● **RECORDS SHOWN**:
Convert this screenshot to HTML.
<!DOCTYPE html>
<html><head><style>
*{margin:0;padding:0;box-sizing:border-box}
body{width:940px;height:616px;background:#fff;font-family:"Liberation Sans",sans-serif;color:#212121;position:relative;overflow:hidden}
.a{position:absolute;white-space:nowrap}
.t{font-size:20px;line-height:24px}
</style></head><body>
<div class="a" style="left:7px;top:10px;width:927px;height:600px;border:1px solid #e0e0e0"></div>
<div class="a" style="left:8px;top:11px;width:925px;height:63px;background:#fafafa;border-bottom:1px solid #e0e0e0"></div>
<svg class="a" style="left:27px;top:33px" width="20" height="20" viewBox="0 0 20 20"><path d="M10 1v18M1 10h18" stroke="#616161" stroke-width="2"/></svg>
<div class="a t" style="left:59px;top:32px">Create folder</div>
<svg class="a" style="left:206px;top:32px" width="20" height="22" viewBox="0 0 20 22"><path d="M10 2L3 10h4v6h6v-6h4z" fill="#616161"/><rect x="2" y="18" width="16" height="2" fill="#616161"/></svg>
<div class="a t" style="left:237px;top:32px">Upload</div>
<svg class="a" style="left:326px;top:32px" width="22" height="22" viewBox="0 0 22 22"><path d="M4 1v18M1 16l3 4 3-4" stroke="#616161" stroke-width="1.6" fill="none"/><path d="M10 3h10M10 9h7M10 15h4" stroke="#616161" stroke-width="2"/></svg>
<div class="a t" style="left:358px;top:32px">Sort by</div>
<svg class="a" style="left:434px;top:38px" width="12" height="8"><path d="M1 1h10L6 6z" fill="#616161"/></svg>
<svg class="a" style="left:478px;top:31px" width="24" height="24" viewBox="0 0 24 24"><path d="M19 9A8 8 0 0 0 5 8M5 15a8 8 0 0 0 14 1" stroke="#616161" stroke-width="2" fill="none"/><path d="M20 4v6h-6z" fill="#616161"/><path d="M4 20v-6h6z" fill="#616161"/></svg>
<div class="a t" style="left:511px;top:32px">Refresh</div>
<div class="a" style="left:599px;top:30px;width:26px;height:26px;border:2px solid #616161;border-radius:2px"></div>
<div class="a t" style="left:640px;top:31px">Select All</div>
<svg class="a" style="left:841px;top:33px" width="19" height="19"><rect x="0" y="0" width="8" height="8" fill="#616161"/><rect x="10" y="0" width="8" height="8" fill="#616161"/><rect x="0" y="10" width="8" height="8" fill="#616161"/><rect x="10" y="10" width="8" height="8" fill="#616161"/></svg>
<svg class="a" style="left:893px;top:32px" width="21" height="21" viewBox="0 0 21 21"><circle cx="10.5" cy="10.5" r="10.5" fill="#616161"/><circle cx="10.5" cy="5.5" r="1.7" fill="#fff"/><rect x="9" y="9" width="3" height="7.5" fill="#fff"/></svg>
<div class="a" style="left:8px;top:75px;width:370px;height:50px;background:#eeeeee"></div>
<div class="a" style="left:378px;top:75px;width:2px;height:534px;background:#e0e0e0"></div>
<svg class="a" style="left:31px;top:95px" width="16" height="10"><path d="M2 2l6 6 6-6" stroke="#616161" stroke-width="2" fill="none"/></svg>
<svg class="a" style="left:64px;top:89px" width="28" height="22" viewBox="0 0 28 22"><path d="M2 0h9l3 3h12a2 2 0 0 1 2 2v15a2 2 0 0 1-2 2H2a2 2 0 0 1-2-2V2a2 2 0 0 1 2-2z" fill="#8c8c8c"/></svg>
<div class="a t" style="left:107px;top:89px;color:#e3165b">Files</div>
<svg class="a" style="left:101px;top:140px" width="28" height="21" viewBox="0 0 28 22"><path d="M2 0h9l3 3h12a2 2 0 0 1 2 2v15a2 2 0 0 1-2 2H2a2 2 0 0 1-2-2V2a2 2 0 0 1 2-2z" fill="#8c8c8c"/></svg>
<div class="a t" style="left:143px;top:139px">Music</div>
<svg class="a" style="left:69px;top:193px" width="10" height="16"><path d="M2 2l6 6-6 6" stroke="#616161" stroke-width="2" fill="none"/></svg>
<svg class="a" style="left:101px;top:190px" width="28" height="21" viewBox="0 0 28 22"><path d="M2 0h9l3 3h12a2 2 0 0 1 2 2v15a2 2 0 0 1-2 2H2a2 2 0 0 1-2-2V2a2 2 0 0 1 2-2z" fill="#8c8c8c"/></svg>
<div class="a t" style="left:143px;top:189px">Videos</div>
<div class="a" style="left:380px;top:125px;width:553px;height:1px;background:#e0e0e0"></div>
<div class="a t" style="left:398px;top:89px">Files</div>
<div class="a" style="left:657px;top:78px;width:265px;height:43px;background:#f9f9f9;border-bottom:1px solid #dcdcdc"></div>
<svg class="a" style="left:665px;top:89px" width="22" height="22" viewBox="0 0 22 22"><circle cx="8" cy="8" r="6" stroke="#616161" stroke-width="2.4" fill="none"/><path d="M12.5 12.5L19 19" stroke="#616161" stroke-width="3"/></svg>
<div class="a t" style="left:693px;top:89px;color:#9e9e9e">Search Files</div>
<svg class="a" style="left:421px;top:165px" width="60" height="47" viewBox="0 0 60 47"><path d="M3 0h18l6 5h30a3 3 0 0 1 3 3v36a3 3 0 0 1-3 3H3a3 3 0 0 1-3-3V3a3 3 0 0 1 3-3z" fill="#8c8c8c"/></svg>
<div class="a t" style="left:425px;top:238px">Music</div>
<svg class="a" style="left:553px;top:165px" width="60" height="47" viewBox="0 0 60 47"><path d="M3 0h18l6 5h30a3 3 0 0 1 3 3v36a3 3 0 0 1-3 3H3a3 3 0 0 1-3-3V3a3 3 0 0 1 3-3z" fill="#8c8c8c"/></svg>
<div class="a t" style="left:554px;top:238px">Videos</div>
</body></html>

--

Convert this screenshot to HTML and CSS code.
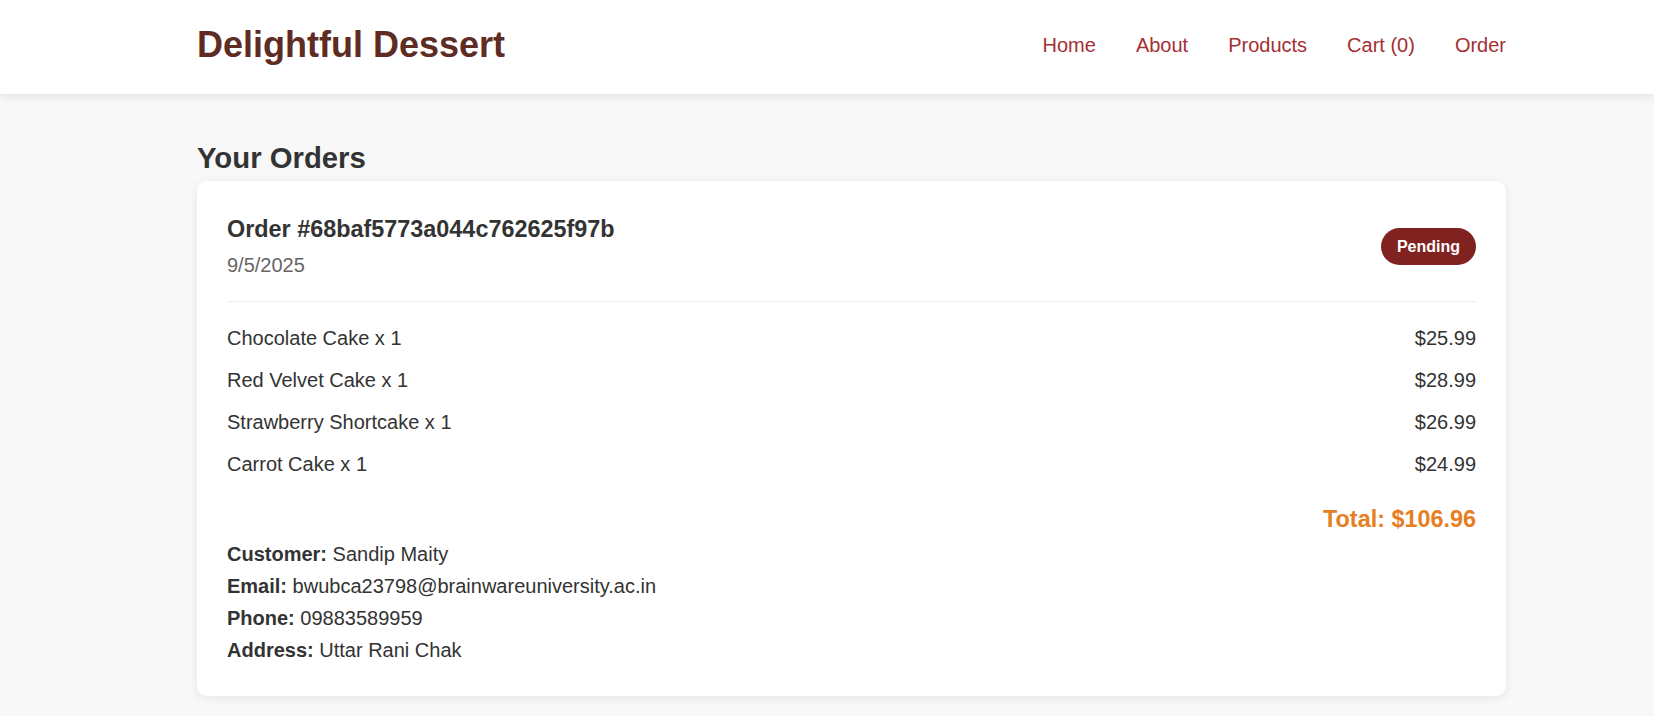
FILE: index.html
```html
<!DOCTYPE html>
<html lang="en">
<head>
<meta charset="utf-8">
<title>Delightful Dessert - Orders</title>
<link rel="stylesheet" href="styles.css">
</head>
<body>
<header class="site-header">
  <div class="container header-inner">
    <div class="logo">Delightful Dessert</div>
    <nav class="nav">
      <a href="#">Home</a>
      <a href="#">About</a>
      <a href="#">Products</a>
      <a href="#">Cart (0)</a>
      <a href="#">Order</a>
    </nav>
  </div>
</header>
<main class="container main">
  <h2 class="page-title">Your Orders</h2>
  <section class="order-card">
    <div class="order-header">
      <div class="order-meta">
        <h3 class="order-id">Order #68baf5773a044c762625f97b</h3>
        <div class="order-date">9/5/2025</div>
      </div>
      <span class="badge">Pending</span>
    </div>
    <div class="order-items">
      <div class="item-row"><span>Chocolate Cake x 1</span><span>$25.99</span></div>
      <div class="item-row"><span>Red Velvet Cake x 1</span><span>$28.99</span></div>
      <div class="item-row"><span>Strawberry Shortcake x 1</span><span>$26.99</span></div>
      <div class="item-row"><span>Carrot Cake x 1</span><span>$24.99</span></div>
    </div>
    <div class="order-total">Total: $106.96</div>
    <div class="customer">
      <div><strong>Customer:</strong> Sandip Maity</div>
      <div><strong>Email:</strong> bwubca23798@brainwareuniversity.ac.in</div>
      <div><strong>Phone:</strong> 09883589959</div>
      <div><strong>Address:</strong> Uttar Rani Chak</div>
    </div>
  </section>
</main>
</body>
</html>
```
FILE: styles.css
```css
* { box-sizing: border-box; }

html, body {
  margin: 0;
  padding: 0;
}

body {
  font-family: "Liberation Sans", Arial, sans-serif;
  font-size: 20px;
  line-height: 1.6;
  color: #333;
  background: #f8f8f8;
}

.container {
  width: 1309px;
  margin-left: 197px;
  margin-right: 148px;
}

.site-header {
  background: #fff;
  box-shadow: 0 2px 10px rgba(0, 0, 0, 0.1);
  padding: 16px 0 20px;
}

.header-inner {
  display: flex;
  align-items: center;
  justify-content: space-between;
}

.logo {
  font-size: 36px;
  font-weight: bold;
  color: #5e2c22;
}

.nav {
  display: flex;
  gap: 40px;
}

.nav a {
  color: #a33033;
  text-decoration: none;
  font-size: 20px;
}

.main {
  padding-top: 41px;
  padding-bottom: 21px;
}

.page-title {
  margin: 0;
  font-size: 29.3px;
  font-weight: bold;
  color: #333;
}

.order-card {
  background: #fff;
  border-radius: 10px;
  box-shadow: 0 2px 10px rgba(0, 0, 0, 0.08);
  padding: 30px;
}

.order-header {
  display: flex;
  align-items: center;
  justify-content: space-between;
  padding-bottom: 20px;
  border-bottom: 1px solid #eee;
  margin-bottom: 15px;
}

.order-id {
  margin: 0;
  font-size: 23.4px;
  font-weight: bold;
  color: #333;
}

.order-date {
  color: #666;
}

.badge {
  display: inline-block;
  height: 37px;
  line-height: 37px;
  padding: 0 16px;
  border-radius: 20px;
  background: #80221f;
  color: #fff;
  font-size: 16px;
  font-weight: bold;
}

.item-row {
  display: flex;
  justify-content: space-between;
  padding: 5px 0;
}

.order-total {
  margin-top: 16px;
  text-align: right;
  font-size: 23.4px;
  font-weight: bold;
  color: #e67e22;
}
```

---

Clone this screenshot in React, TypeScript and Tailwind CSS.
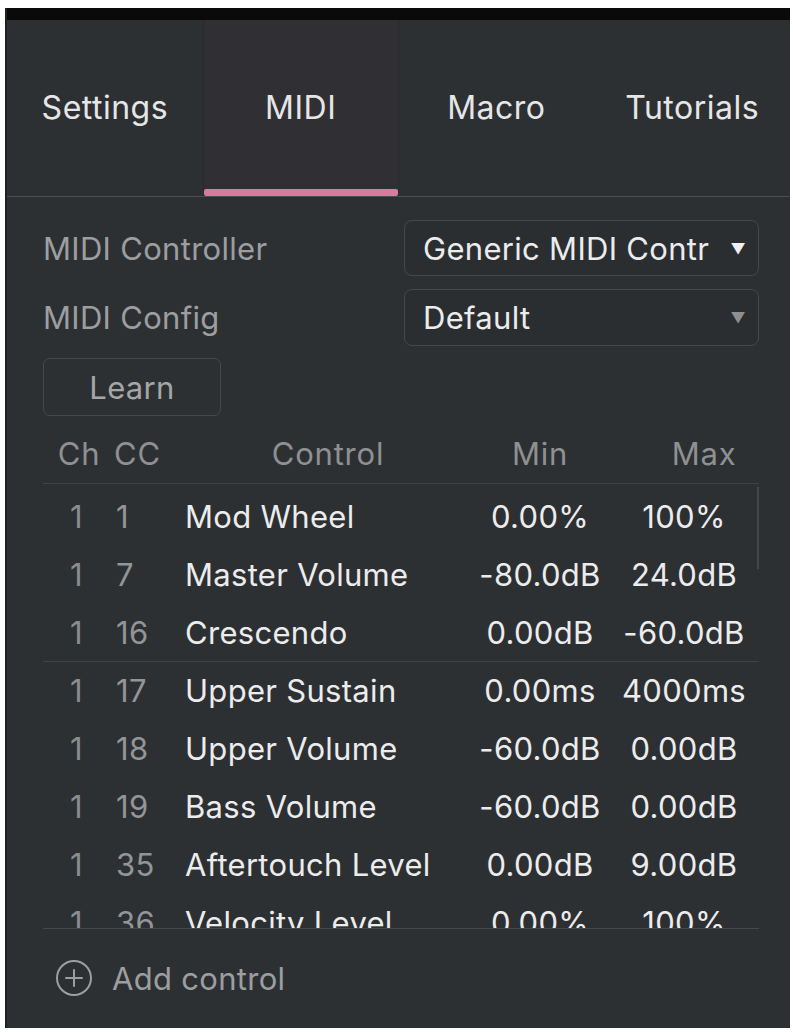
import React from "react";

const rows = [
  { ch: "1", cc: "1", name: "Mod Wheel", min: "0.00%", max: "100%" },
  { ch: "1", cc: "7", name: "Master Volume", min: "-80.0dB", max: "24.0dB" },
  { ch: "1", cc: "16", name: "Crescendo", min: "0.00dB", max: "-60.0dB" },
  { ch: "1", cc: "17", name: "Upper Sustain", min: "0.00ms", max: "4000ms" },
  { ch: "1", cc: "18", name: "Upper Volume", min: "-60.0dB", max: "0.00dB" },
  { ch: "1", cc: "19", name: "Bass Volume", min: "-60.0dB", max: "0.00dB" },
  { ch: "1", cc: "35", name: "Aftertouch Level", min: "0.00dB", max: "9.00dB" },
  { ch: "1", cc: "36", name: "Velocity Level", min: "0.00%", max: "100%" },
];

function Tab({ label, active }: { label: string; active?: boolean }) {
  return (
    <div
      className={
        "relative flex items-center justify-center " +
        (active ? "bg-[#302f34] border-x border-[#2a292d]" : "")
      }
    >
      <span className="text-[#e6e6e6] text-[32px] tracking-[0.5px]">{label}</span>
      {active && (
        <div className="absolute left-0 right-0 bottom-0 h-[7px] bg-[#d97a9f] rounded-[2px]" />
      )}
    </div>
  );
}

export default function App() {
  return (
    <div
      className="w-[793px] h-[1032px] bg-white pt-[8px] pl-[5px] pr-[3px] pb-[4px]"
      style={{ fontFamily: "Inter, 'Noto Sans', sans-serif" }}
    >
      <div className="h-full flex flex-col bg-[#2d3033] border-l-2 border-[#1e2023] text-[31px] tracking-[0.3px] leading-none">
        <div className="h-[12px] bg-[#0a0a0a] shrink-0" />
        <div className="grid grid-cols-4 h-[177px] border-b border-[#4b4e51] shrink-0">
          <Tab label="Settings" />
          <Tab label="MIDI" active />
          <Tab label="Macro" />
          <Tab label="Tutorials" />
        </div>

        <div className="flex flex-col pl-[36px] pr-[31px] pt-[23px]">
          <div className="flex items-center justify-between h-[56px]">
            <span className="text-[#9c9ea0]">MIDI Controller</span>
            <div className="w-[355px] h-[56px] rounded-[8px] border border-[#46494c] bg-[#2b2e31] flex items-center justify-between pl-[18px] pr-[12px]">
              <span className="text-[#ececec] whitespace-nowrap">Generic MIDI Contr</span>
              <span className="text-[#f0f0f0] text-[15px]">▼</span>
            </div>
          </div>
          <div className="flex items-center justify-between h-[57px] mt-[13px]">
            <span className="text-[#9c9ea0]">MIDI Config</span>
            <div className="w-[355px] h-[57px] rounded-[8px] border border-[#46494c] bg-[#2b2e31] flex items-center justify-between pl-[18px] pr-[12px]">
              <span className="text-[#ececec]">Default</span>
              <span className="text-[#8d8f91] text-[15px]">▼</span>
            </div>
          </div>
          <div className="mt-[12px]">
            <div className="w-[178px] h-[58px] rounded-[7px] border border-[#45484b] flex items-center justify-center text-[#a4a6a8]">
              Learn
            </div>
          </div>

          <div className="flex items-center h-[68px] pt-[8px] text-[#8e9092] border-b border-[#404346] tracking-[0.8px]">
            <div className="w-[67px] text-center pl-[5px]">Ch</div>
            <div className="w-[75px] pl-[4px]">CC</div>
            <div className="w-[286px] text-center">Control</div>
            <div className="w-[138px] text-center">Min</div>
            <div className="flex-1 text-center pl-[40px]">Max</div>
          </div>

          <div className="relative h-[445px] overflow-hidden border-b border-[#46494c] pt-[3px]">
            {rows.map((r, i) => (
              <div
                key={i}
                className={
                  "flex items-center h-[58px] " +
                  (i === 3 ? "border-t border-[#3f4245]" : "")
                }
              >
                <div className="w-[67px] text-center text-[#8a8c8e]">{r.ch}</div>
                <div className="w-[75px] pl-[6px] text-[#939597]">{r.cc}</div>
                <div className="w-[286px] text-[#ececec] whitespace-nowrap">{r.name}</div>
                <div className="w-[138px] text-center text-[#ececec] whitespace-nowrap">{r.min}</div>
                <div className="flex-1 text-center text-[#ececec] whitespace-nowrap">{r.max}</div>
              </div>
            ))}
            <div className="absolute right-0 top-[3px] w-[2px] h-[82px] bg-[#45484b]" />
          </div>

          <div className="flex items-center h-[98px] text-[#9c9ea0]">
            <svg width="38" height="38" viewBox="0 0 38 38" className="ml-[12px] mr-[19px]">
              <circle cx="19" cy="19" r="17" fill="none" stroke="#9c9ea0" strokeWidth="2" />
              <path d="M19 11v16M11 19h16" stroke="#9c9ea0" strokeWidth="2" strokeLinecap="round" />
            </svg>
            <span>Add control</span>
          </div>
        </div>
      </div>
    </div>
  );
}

● **AIM OF THE TASK**: Pull every line containing "this" from the material above.

● **TASK SOLUTION**:
Convert this screenshot to HTML.
Convert this screenshot to HTML and CSS code.
Clone this screenshot in React, TypeScript and Tailwind CSS.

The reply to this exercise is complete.